What torque would have to be applied to a rod with a length of `5 m` and a mass of `2 kg` to change its horizontal spin by a frequency of `5 Hz` over `4 s`?

The net torque, `tau`, can be expressed in terms of the moment of inertia and angular acceleration, where `tau=Ialpha`.

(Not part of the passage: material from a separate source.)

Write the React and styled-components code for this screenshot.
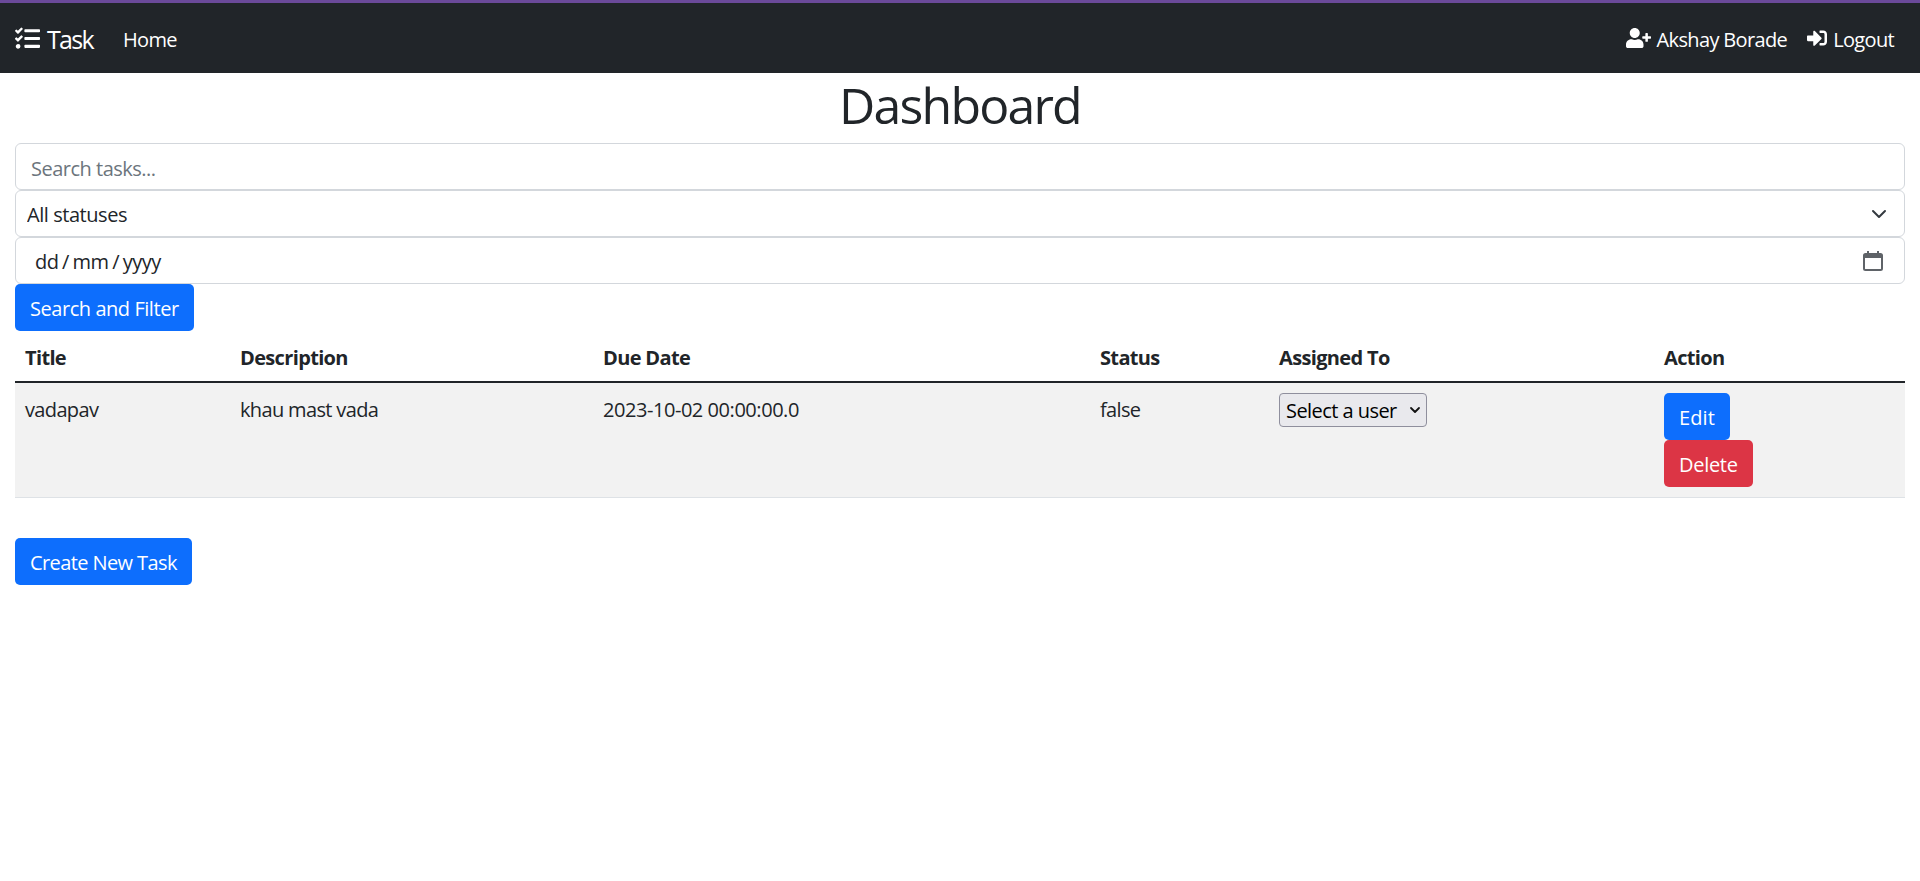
import React from "react";
import styled, { createGlobalStyle } from "styled-components";
import { FaTasks, FaUserPlus, FaSignInAlt } from "react-icons/fa";

const GlobalStyle = createGlobalStyle`
  * { box-sizing: border-box; }
  body {
    margin: 0;
    background: #fff;
    color: #212529;
    font-family: "Open Sans", "Noto Sans", sans-serif;
    font-size: 20px;
    line-height: 30px;
    letter-spacing: -0.45px;
  }
`;

const chevron = "data:image/svg+xml,%3csvg xmlns='http://www.w3.org/2000/svg' viewBox='0 0 16 16'%3e%3cpath fill='none' stroke='%23343a40' stroke-linecap='round' stroke-linejoin='round' stroke-width='2' d='m2 5 6 6 6-6'/%3e%3c/svg%3e";
const smallChevron = "data:image/svg+xml,%3csvg xmlns='http://www.w3.org/2000/svg' viewBox='0 0 12 8'%3e%3cpath fill='none' stroke='%23111' stroke-linecap='round' stroke-linejoin='round' stroke-width='1.8' d='m2 2 4 4 4-4'/%3e%3c/svg%3e";

const Navbar = styled.nav`
  height: 73px;
  background: #212529;
  border-top: 3px solid #6b4a9a;
  padding: 0 26px 0 15px;
  display: flex;
  align-items: center;
  justify-content: space-between;
  color: #fff;
`;
const NavGroup = styled.div`
  display: flex;
  align-items: center;
`;
const Brand = styled.a`
  display: flex;
  align-items: center;
  gap: 7px;
  font-size: 25px;
  letter-spacing: -1.7px;
  margin-right: 30px;
  padding-top: 2px;
  svg { width: 25px; height: 25px; margin-top: -2px; }
`;
const NavLink = styled.a`
  display: flex;
  align-items: center;
  gap: 6px;
  padding-top: 3px;
  letter-spacing: -0.65px;
  margin-left: ${({ $gap }) => $gap || 0}px;
  svg { width: ${({ $icon }) => $icon || 20}px; height: 20px; margin-top: -3px; }
`;
const Main = styled.main`
  padding: 0 15px;
`;
const Heading = styled.h1`
  margin: 0 0 10px;
  padding-top: 4px;
  font-size: 50px;
  font-weight: 400;
  line-height: 56px;
  letter-spacing: -1.8px;
  text-align: center;
`;
const FilterForm = styled.form`
  display: flex;
  flex-direction: column;
  align-items: flex-start;
`;
const TextInput = styled.input`
  width: 100%;
  height: 47px;
  padding: 3px 15px 0;
  border: 1px solid #d3d7dc;
  border-radius: 6px;
  font: inherit;
  letter-spacing: -0.5px;
  color: #212529;
  &::placeholder { color: #6c757d; opacity: 1; }
`;
const StatusSelect = styled.select`
  appearance: none;
  width: 100%;
  height: 47px;
  padding: 3px 11px 0;
  border: 1px solid #d3d7dc;
  border-radius: 6px;
  background: #fff url("${chevron}") no-repeat right 17px center / 16px 16px;
  font: inherit;
  letter-spacing: inherit;
  color: #212529;
`;
const DateField = styled.div`
  width: 100%;
  height: 47px;
  padding: 0 21px 0 19px;
  border: 1px solid #d3d7dc;
  border-radius: 6px;
  display: flex;
  align-items: center;
  justify-content: space-between;
  span { padding-top: 3px; word-spacing: -1.2px; }
  svg { width: 20px; height: 20px; }
`;
const Button = styled.button`
  height: 47px;
  padding: 3px 15px 0;
  border: 0;
  border-radius: 5px;
  background: ${({ $danger }) => ($danger ? "#dc3545" : "#0d6efd")};
  color: #fff;
  font: inherit;
  letter-spacing: ${({ $spacing }) => $spacing ?? -0.45}px;
  flex: none;
`;
const Table = styled.table`
  width: 100%;
  table-layout: fixed;
  border-collapse: collapse;
  margin-bottom: 40px;
`;
const HeadCell = styled.th`
  height: 51px;
  padding: 12px 10px 8px;
  font-weight: 700;
  letter-spacing: -0.65px;
  text-align: left;
  border-bottom: 2px solid #212529;
`;
const Row = styled.tr`
  background: #f2f2f2;
  border-bottom: 1px solid #dee2e6;
`;
const Cell = styled.td`
  padding: 10px;
  vertical-align: top;
`;
const TextCell = styled(Cell)`
  padding-top: 12px;
  letter-spacing: ${({ $spacing }) => $spacing ?? -0.65}px;
`;
const UserSelect = styled.select`
  appearance: none;
  display: block;
  width: 148px;
  height: 34px;
  padding: 1px 5px 0 6px;
  border: 1px solid #8f8f9d;
  border-radius: 4px;
  background: #e9e9ed url("${smallChevron}") no-repeat right 5px center / 12px 8px;
  font: inherit;
  letter-spacing: -0.55px;
  color: #000;
`;
const Actions = styled.div`
  display: flex;
  flex-direction: column;
  align-items: flex-start;
`;

const columns = [
  ["Title", 215],
  ["Description", 363],
  ["Due Date", 497],
  ["Status", 179],
  ["Assigned To", 385],
  ["Action", 251],
];

const CalendarIcon = () => (
  <svg viewBox="0 0 20 20" fill="#5f6368">
    <path d="M4 0h2v2h8V0h2v2h1.5A2.5 2.5 0 0 1 20 4.500v13a2.500 2.500 0 0 1-2.500 2.500h-15A2.500 2.500 0 0 1 0 17.500v-13A2.500 2.500 0 0 1 2.500 2H4zM2 7v10.500a.5.5 0 0 0 .5.5h15a.5.5 0 0 0 .5-.5V7z" />
  </svg>
);

export default function App() {
  return (
    <>
      <GlobalStyle />
      <Navbar>
        <NavGroup>
          <Brand><FaTasks />Task</Brand>
          <NavLink>Home</NavLink>
        </NavGroup>
        <NavGroup>
          <NavLink $icon={25}><FaUserPlus />Akshay Borade</NavLink>
          <NavLink $gap={20}><FaSignInAlt />Logout</NavLink>
        </NavGroup>
      </Navbar>
      <Main>
        <Heading>Dashboard</Heading>
        <FilterForm>
          <TextInput placeholder="Search tasks..." />
          <StatusSelect defaultValue="all">
            <option value="all">All statuses</option>
          </StatusSelect>
          <DateField>
            <span>dd / mm / yyyy</span>
            <CalendarIcon />
          </DateField>
          <Button type="button">Search and Filter</Button>
        </FilterForm>
        <Table>
          <colgroup>
            {columns.map(([name, width]) => <col key={name} width={width} />)}
          </colgroup>
          <thead>
            <tr>
              {columns.map(([name]) => <HeadCell key={name}>{name}</HeadCell>)}
            </tr>
          </thead>
          <tbody>
            <Row>
              <TextCell>vadapav</TextCell>
              <TextCell>khau mast vada</TextCell>
              <TextCell $spacing={-0.45}>2023-10-02 00:00:00.0</TextCell>
              <TextCell>false</TextCell>
              <Cell>
                <UserSelect defaultValue="">
                  <option value="">Select a user</option>
                </UserSelect>
              </Cell>
              <Cell>
                <Actions>
                  <Button type="button" $spacing={0.1}>Edit</Button>
                  <Button type="button" $danger $spacing={-0.3}>Delete</Button>
                </Actions>
              </Cell>
            </Row>
          </tbody>
        </Table>
        <Button type="button" $spacing={-0.6}>Create New Task</Button>
      </Main>
    </>
  );
}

Assuming that this is a thin, rigid rod, with the axis of rotation through its center, the moment of inertia, `I`, of the rod is given by `1/12ML^2`, where `M` is the mass of the rod and `L` is its length. If the rod is rotated about its end, `I=1/3ML^2`. I will show the calculation for the axis of rotation through the center. We are given both `L` and `M`. Thus,

`I=1/12*2kg*(5m)^2`

`=25/6kgm^2`

The angular acceleration of the rod as it rotates, `alpha`, can be calculated from the given values of time and frequency, given by:

`alpha=(Δomega)/( Δt)`.

We can find `omega` from the given change in frequency of `5Hz`, as `omega=2pif`.

`omega=2pi(5s^-1)`

`=10pi(rad)/s`

Because the problem states that the frequency changed by this amount, this is `Δomega`. We are given that this took place over `4s`, which is our `Δt` value. Thus,

`alpha=(10pi(rad)/s)/(4s)`

`=(5pi)/2(rad)/s^2`

Now that we have values for `I` and `alpha`, we can calculate the torque:

`tau=Ialpha`

`=25/6kgm^2*(5pi)/2(rad)/s^2`

`=(125pi)/12Nm`

`≈33Nm`